Проецируя это наблюдение Роббинса обратно на русскую прозу о крестьянах, можно еще точнее объяснить причину ее буквальной завороженности низким сословием. Хотя его судьба искренне интересовала многих писателей, подобные произведения писались исключительно для своего класса и в значительной степени муссировали проблемы образованных сословий (дворян, духовенства, разночинцев). В условиях неотмененного рабства им нужно было оправдать свое существование и конституировать себя как рефлектирующую социальную группу, мучительно ищущую обоснования своей роли в судьбе страны. Самый большой подарок и одновременно самое большое зло, причиненное образованными элитами первой половины XIX в. крестьянам и своим потомкам, крылись, как это ни парадоксально, именно в этом переносе проекции с «мы» на «они». Медвежья услуга была порождением ужасной социальной несправедливости.
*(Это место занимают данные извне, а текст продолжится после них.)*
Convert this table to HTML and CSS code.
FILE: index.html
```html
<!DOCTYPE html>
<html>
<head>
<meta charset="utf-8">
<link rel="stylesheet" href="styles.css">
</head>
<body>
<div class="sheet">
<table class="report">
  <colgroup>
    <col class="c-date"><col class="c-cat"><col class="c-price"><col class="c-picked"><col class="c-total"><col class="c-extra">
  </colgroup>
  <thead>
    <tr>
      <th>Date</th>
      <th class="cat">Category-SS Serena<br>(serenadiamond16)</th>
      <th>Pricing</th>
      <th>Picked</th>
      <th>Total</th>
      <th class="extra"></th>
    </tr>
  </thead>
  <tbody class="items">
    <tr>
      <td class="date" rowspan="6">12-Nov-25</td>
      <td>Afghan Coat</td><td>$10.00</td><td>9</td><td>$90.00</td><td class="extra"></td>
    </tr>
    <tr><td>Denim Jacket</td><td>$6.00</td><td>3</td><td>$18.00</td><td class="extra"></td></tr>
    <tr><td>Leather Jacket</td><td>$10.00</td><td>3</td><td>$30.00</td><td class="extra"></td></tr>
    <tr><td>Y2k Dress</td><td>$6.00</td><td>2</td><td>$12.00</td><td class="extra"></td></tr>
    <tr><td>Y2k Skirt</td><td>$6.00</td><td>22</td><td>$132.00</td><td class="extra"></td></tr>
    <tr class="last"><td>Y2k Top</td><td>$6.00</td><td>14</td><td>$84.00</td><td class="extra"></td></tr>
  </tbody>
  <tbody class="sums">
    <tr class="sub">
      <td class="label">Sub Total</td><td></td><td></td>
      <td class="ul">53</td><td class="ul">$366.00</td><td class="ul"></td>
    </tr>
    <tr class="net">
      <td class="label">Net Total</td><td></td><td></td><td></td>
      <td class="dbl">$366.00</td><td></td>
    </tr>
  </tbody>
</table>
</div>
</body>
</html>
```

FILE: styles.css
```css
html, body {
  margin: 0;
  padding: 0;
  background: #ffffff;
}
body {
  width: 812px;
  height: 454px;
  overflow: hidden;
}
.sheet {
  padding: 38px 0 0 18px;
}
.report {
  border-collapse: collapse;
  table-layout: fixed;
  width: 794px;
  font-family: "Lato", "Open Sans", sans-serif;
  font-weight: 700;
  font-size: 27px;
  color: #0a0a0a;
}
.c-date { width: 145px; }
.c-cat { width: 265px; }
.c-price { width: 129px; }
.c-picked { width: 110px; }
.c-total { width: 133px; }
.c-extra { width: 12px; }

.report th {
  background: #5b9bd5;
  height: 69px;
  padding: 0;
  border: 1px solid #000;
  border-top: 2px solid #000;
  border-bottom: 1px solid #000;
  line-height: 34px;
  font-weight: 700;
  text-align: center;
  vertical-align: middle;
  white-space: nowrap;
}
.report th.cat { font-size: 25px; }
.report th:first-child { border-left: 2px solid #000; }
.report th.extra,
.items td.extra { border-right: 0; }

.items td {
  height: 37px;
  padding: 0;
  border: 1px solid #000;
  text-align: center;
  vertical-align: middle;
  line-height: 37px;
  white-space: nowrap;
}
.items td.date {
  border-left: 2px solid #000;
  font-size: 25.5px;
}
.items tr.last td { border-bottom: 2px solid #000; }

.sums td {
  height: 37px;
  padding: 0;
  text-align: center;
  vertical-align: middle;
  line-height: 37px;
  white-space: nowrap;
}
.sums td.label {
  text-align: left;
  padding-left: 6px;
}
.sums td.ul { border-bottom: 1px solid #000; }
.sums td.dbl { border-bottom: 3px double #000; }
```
Анализ сюжетов подавляющего большинства рассказов и повестей моего корпуса показывает, что в прозе 18401850‐х гг. доминировал позитивный и апологетический взгляд на русского крестьянина, которому приписывались в основном положительные личные и социальные качества долготерпение, религиозность, трудолюбие, покорность. Парадоксальным образом такой набор хорошо коррелировал с комплексом черт великорусского характера, каким он рисовался в этнографических, фольклористических и историософских текстах 18301850‐х гг. Скажем, в труде О. М. Бодянского «Характер великоруссов по песням» (1837) русский характер обнаруживает «глубокую унылость и покорность своей судьбе», умеренность, благоразумие, незаносчивость, здравый смысл, умение довольствоваться малым, верность властям предержащим, незлобие и др.42
Подтверждение подобным мнениям историков и этнографов легко найти в десятках рассказов моего корпуса. Даже если крестьяне и крестьянки представали как жертвы либо патриархального семейного уклада, либо рекрутчины, либо произвола помещика, они сохраняли лучшие общечеловеческие и личностные качества, соответствующие широко распространенным в публичной сфере 18401850‐х гг. стереотипам о великорусском и малороссийском характерах. Таковы тексты Григоровича, Тургенева, В. И. Даля, Марко Вовчок, Потехина, Л. Толстого. Я намеренно ставлю в один ряд авторов с разными политическими взглядами, чтобы подчеркнуть, что с точки зрения распространенных тогда дефиниций этничности крестьяне западника Григоровича ничем не отличаются от крестьян русофила Потехина. Идеологическое наполнение образов у Тургенева («Постоялый двор», некоторые из рассказов «Записок охотника») и у Потехина, Толстого или Писемского манифестирует ту же религиозность и терпеливость. Отличие проявляется лишь на нарративном уровне в модусе репрезентации, акцентирования авторской/нарраториальной перспективы, соотнесения разных сословий между собой в рамках одного текста.